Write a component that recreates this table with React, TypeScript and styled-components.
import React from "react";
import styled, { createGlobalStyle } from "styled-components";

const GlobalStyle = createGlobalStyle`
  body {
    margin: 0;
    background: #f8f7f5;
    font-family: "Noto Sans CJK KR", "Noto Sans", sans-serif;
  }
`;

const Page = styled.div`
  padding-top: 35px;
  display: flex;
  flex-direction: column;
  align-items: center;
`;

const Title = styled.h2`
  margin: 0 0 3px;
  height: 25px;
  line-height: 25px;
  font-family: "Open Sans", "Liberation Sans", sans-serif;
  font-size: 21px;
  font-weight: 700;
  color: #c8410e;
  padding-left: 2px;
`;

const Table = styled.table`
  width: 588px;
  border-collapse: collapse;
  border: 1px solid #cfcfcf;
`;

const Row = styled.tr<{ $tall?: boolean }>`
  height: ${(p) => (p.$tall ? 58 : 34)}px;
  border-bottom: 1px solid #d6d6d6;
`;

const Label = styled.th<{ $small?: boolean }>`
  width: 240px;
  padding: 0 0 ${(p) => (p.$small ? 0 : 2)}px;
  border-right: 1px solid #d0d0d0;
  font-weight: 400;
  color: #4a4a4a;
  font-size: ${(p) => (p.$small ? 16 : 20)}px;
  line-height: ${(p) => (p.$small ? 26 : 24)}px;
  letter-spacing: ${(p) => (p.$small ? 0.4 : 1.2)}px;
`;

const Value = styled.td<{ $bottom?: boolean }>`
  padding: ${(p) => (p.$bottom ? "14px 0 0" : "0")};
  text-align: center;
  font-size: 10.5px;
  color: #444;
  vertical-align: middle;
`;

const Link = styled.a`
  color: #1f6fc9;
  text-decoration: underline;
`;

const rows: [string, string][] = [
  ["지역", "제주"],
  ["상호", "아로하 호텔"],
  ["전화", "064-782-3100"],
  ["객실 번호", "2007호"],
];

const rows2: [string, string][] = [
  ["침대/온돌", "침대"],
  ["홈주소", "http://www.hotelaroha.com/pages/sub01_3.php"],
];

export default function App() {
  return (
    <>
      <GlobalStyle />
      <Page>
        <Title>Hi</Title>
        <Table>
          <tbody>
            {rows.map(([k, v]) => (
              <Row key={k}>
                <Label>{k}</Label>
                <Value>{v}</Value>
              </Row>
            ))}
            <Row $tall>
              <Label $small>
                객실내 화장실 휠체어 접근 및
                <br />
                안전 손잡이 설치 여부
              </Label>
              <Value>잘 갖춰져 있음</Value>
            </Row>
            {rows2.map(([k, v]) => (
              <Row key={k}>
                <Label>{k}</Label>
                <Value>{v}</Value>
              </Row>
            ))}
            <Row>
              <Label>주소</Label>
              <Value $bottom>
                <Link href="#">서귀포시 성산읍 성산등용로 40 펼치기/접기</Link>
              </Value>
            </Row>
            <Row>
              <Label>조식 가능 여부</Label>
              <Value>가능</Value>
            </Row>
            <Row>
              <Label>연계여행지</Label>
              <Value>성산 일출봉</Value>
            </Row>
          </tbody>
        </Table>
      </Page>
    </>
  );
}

● ● ● ● ● ● ●

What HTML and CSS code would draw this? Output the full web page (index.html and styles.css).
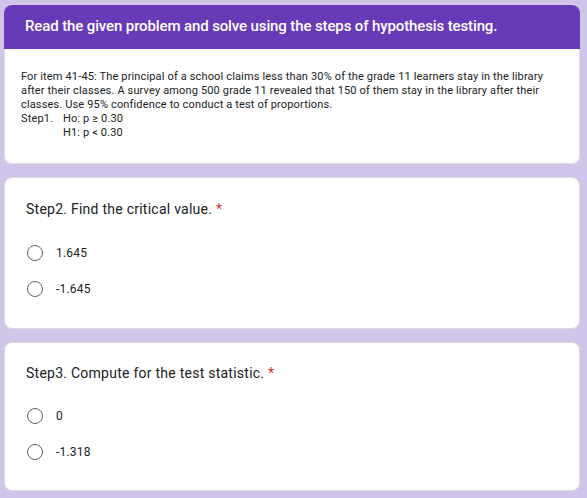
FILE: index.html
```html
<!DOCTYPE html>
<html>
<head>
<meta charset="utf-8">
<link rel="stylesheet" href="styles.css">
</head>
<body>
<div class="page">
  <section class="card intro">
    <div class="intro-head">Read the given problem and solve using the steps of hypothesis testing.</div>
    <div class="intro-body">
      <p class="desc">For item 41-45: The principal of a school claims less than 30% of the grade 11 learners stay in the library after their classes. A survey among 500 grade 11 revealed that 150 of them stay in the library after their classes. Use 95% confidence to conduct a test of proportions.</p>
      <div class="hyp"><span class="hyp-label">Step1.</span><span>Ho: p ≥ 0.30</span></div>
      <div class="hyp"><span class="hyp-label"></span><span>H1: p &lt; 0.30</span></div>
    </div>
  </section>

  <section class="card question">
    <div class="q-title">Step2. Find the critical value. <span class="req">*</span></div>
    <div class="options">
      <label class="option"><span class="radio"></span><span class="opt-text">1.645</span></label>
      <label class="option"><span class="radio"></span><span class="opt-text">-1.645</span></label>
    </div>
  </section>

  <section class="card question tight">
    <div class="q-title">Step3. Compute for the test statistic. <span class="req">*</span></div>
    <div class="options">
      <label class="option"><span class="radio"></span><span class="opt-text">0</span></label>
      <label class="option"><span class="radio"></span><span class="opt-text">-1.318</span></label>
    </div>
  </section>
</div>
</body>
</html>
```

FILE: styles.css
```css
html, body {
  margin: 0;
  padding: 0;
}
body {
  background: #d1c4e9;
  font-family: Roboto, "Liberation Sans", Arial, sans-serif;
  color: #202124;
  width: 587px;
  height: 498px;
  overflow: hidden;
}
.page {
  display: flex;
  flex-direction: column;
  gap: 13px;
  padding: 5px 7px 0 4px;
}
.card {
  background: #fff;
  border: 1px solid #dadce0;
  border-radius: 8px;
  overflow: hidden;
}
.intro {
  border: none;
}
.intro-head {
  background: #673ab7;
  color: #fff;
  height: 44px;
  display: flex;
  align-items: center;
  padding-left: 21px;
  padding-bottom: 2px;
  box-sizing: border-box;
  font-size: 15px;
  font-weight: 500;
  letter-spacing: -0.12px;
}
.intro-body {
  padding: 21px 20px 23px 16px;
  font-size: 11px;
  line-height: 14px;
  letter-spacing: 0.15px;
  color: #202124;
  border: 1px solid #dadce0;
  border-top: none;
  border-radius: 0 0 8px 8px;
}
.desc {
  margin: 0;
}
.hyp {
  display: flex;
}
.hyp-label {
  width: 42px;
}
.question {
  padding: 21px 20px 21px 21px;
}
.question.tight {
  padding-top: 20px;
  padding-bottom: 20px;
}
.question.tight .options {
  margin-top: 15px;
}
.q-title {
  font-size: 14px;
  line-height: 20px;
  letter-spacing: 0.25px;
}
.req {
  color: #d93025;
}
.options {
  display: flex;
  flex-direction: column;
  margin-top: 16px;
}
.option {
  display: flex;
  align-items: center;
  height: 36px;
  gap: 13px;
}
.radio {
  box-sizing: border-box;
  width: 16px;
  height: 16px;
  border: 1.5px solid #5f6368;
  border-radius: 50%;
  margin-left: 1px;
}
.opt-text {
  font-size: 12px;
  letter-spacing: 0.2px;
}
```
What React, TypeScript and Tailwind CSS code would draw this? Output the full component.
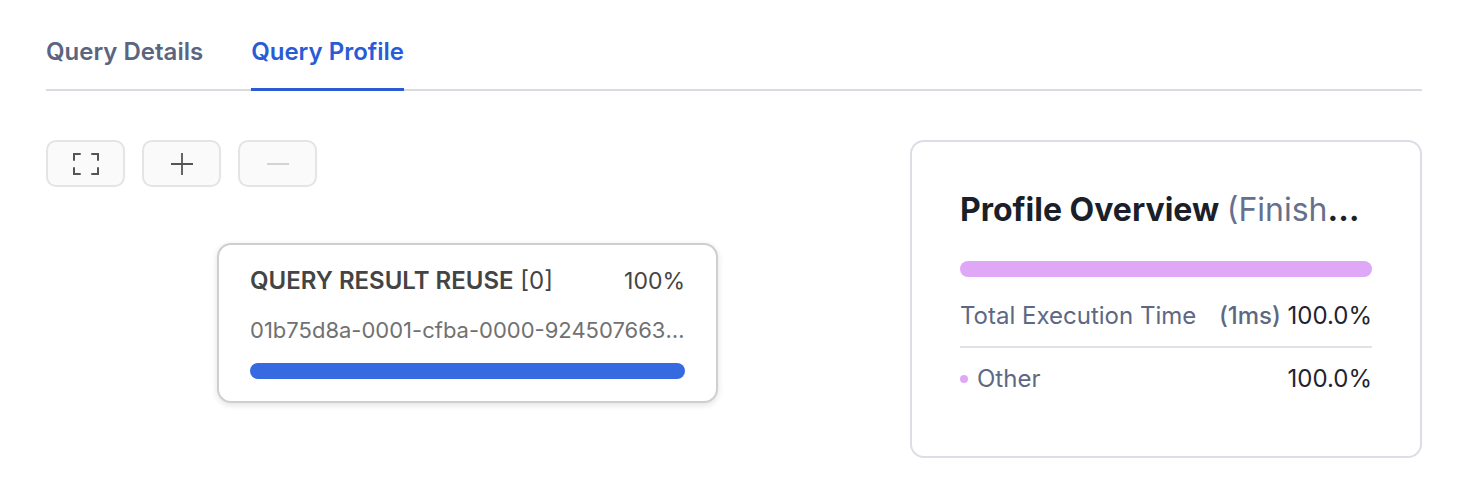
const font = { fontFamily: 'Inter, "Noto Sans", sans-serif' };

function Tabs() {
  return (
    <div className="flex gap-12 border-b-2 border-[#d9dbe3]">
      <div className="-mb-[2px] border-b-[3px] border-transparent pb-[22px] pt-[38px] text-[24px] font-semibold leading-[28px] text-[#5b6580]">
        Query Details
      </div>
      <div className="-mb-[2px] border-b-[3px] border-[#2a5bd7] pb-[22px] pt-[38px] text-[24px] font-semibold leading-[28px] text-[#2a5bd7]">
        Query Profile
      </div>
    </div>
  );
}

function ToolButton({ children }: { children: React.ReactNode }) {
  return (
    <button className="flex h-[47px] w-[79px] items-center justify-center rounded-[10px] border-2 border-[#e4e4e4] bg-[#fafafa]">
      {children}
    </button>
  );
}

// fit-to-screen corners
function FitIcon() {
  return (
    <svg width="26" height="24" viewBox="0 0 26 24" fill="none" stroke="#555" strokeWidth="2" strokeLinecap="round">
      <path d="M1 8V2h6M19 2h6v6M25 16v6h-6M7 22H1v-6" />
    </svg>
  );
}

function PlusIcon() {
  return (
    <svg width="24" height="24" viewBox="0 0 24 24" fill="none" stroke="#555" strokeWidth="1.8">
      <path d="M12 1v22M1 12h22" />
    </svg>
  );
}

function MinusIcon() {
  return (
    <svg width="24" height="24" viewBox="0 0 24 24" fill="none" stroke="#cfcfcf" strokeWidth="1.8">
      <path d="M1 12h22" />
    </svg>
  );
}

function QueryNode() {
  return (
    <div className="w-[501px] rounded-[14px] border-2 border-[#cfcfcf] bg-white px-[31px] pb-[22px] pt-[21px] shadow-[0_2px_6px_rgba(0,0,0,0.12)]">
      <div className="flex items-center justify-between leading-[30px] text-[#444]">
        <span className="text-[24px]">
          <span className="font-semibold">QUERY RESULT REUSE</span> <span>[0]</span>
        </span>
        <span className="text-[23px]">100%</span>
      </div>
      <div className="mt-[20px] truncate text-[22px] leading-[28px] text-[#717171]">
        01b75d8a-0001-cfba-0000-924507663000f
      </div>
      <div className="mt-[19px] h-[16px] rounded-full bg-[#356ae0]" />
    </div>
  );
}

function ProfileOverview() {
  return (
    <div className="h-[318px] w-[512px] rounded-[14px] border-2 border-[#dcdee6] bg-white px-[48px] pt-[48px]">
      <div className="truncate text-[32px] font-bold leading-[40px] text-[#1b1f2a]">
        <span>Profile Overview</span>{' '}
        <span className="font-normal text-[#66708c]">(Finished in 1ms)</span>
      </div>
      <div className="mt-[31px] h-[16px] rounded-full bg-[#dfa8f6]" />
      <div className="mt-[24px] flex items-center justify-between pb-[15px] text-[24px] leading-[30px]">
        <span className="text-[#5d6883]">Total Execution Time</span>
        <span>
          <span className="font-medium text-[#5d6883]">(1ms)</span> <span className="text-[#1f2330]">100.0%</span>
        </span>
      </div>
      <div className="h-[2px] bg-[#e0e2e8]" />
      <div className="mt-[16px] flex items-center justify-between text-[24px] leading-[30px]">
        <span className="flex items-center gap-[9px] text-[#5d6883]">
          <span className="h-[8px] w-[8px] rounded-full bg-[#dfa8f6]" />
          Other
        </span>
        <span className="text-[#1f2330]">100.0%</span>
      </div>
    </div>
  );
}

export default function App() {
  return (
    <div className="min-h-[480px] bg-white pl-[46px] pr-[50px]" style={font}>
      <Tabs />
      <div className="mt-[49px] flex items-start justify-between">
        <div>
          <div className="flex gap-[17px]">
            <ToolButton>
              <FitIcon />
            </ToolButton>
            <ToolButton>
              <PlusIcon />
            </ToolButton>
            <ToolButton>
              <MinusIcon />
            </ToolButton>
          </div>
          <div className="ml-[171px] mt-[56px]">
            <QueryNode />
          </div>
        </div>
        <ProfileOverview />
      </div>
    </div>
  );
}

● ● ● ● ● ● ●

* WHAT YOU WILL DO: Among the lines of the data, identify those with the word "would". Copy each of them.

* WRITTEN REPLY:
What HTML and CSS code would draw this? Output the full web page (index.html and styles.css).
What React, TypeScript and Tailwind CSS code would draw this? Output the full component.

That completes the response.